Music scores a point beyond painting, in necessitating a personality. We see the interpreter and this intimacy assists comprehension. But howsoever potent is association with art and artist, one may thus never get as closely in touch with art as by working with her. The best and safest critic is of course one who has performed. Experts are those persons who have passed through every branch and know the entire “business.”

The years of toil to students who eventually never arrive are incidentally spent in gaining the knowledge to thus know pictures, and though the success of accomplishment be denied, their compensation lies in the lengthened reach of a new horizon which meantime has been opened to them. Whether the picture be found in nature [pg 229] and is to be rescued, as is the bas-relief from its enveloping mould, cut out of its surroundings by the four sides of the canvas and brought indoors with the same glow of triumph as the geologist feels in picking a turquoise out of a rock at which others had stared and found nothing; or whether it be found, as one of many in a collection of prints or paintings; or whether the recognition be personal and asks the acceptance of something wrought by one's own hand—to know a picture when one sees it—this is art sense.
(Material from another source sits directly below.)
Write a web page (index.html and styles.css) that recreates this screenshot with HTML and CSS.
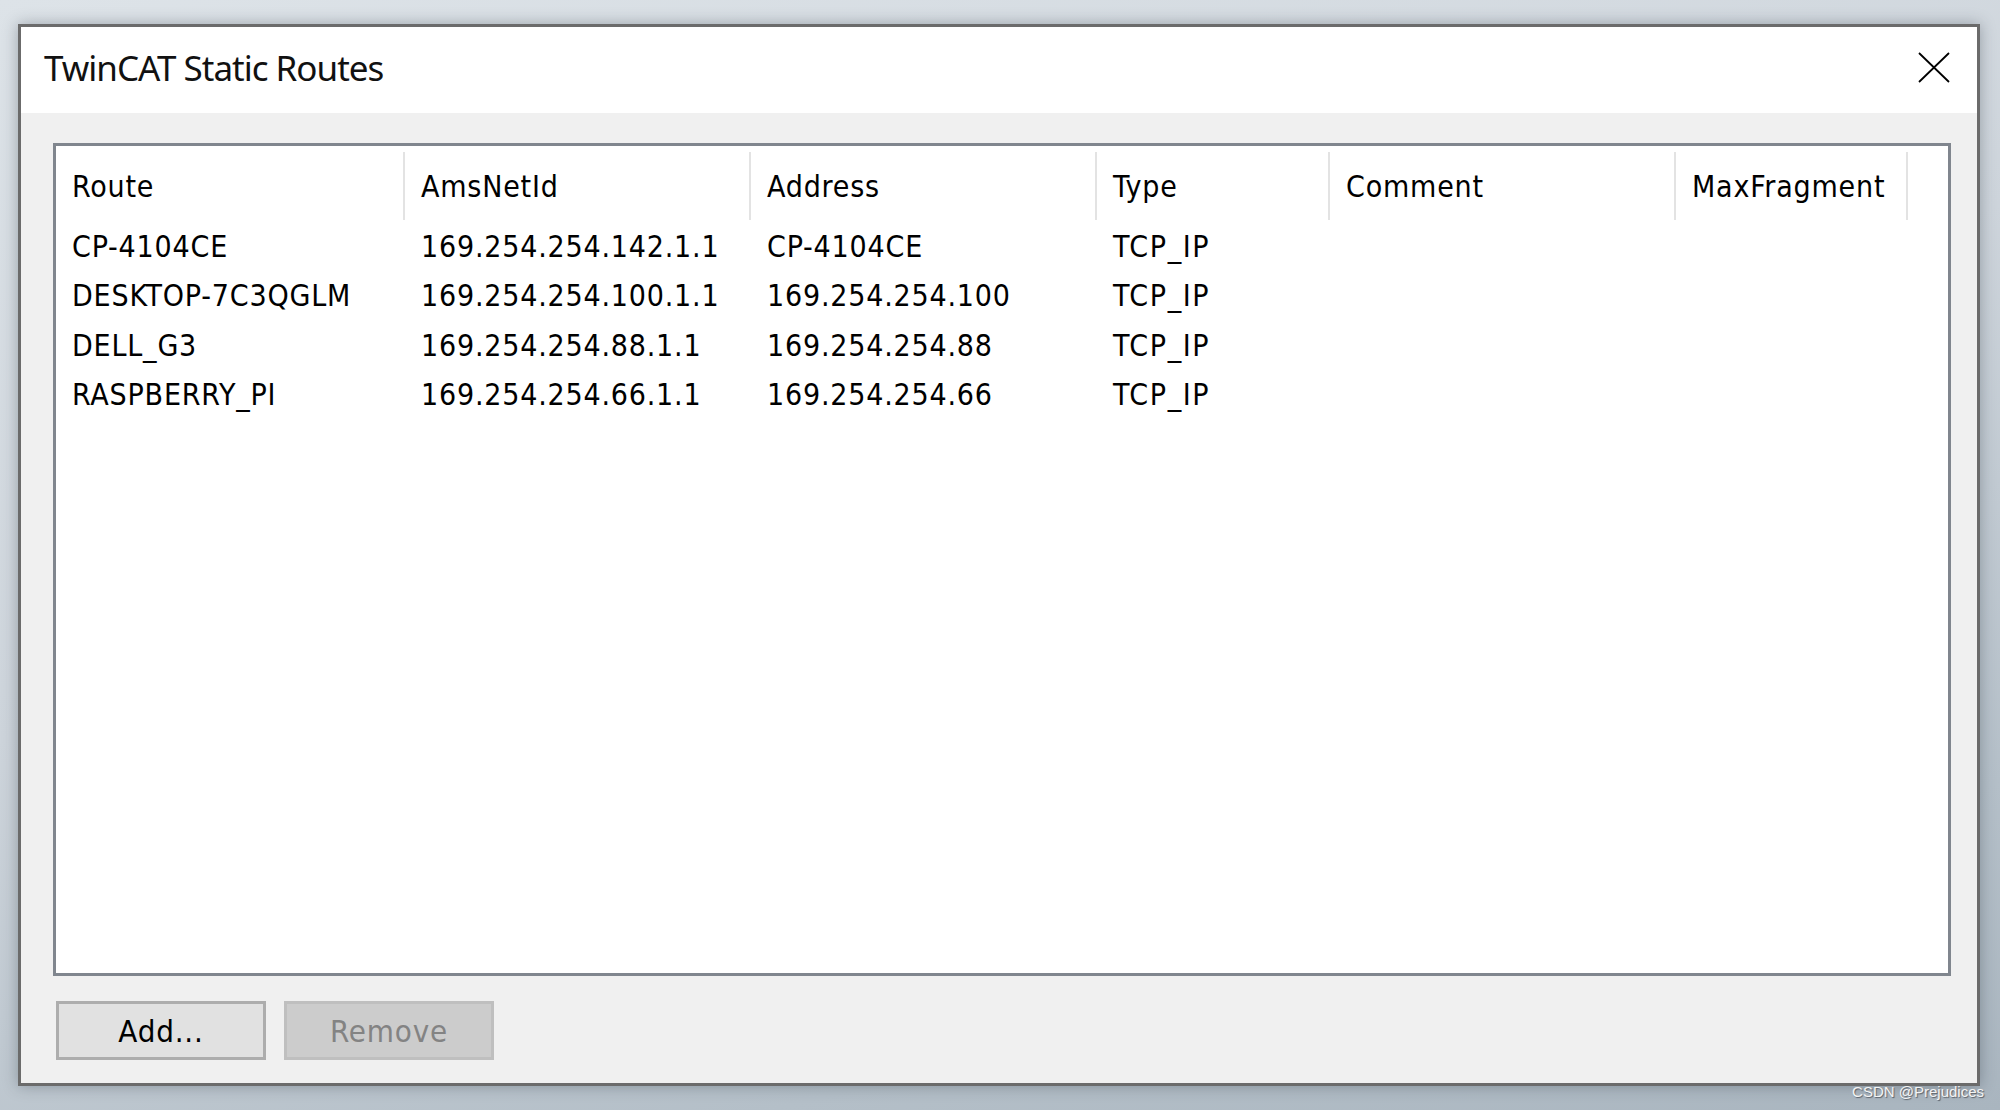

Backed by a judgment presenting a defense to the protests of criticism, it becomes art knowledge.

To find and preserve pictures out of the maze of nature is the labor of the artist: to recognize them when found, the privilege of the connoisseur.

The guileless prostrations which the many affect regarding art judgments evoke the same degree of pity as the assertion of the beggar that he needs money for a night's lodging when you and he know that one is awaiting him for the asking at the Bureau of Charities. The many declare they know nothing about art, the while having an all around culture in the humanities, in literature, poetry, prose composition, music, æsthetics, etc. The principles of all the arts being identical, how simple would it be to apply those governing the arts which one knows to what is unknown. The musician and poet make use of contrast, light and shade, gradation, antithesis, balance, accent, force by opposition, [pg 230] isolation and omission, rhythm, tone-color, climax, and above all unity and harmony.

Let the musician and him who knows literature challenge the work of art for a violation of any of these and the judgment which results may be accepted seriously; and yet the essence lies beyond—with nature herself. It is just here that the stock writer of the daily paper misses it. He may have science enough, but lacks the love, the revelation through communion.